Truffa, corruzione, riciclaggio, inquinamento ambientale, associazione a delinquere, per arrivare al già ipotizzato “assumificio” con l’elargizione di posti di lavoro in cambio di favori alla “Girgenti Acque”, la società che gestisce il servizio idrico e fognario in molti comuni della provincia di Agrigento.
Queste le ipotesi di reato contenute nel provvedimento della proroga delle indagini preliminari firmato dal procuratore capo Luigi Patronaggio e dai sostituti Salvatore Vella, Alessandra Russo e Paola Vetro, vede indagati politici, amministratori, avvocati e giornalisti. Personaggi eccellenti, come nel caso del Prefetto di Agrigento, Nicola Diomede, al quale il provvedimento è stato notificato in Prefettura, dove Carabinieri e Guardia di Finanza hanno effettuato perquisizioni.
Tra i nomi degli indagati, Angelo Alfano – padre dell’attuale ministro degli esteri – gli ex presidenti della Regione Raffaele Lombardo e Angelo Capodicasa, l’ex presidente della Provincia Eugenio D’Orsi, gli ex deputati regionali Giovanni Panepinto e Enzo Fontana, il deputato regionale Riccardo Gallo Afflitto, l’ex presidente del Cga Raffaele De Lipsis, l’ex direttore dell’Agenzia delle Entrate di Agrigento Pasquale Leto, l’ex direttore dell’Inps Gerlando Piro, il presidente dell’Antitrust Giovanni Pitruzzella.
A distanza di una settimana dalla perquisizione degli uffici dell’Hidortecne (amministrata da Pietro Arnone), e di “Girgenti Acque, presieduta da Marco Campione (entrambi risultano indagati) l’elenco si arricchisce di nuovi nomi, compreso quelli dei giornalisti Lelio Castaldo e Franco Castaldo.

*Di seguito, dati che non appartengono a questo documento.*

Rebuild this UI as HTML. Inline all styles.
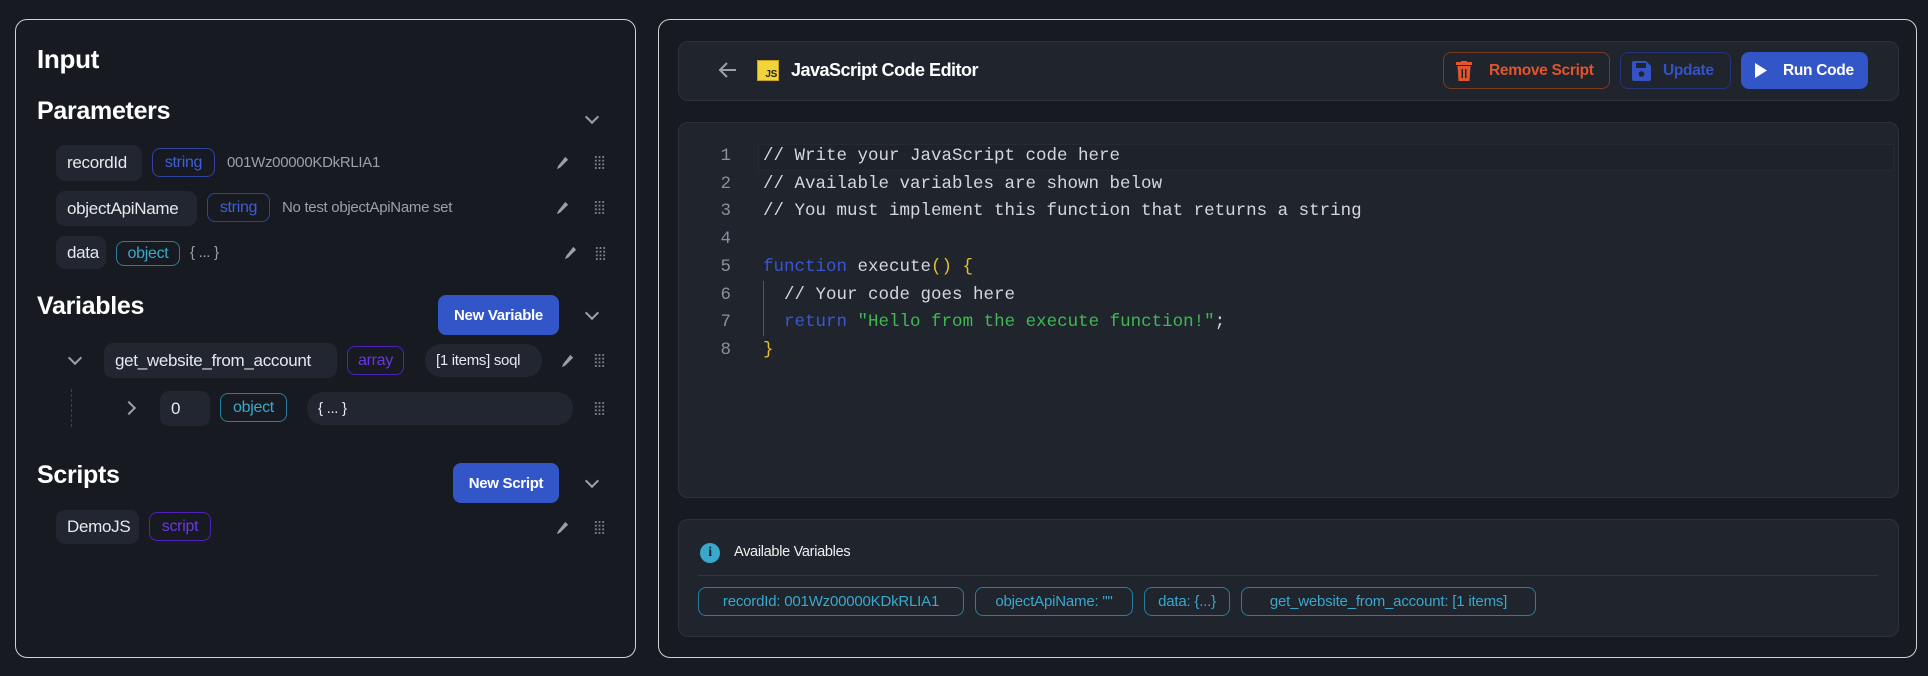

Una maxi inchiesta che ipotizza un’associazione a delinquere legata anche ad assunzioni a “Girgenti Acque“. Secondo i pm, infatti, molti degli indagati avrebbero beneficiato di assunzioni, per loro o per i propri familiari, da parte di “Girgenti Acque” in cambio di favori.
Un terremoto giudiziario che a differenza dei tanti che spesso assurgono all’onore delle cronache giudiziarie e che vedono coinvolti politici e imprenditori, in questo caso, oltre a figure istituzionali di primo piano, vede coinvolti anche rappresentanti del mondo dell’informazione.
L’iscrizione di giornalisti al registro degli indagati, per fatti diversi dai reati più comuni ai quali vanno incontro gli operatori del mondo dell’informazione (come nel caso di denunzie per diffamazione a mezzo stampa) rischia di mettere in dubbio la credibilità di taluni media e getta ombre sulla loro capacità di plasmare l’opinione pubblica secondo interessi personali o in risposta ai desiderata di chi ne condiziona la libertà di informazione.
Non si può infatti sottovalutare il ruolo fondamentale che la stampa dovrebbe avere nel servire l’interesse pubblico: il watchdog, giornalismo del cane da guardia, visto come strumento di democrazia. La futura esistenza dei media liberi, come è noto, oggi è motivo di preoccupazione per molti. Leggi liberticide, monopolio dell’informazione, controllo dei media grazie all’affidamento delle pubblicità istituzionali rimesso alla discrezionalità del politico di turno, forme più o meno censorie nei riguardi della stampa più ‘scomoda’, sembravano aver già dato il colpo di grazia alla macilenta credibilità della stampa.
Se alla non imparzialità dell’informazione, alla politicizzazione di talune testate e di alcuni giornalisti, alla mancanza di pluralismo dell’informazione e alla dipendenza degli editori da potentati economici o politici, si dovessero aggiungere quelli che fino ad oggi erano aspetti che riguardavano più altre categorie che non il mondo del giornalismo, ci troveremmo dinanzi la più grave distorsione del concetto di libertà di stampa, con soggetti che per interessi personali avrebbero messo a servizio la loro penna, lasciando che Agrigento vivesse ancora nel periodo giurassico dell’informazione.
Sarà comunque la magistratura a dissipare le ombre che si addensano su parte della stampa agrigentina, nella speranza che nel più breve tempo possibile venga comunque fatta chiarezza sull’eventuale ruolo che i giornalisti indagati avrebbero avuto in quella che appare come un’organizzazione tentacolare che avrebbe condizionato vari settori della società.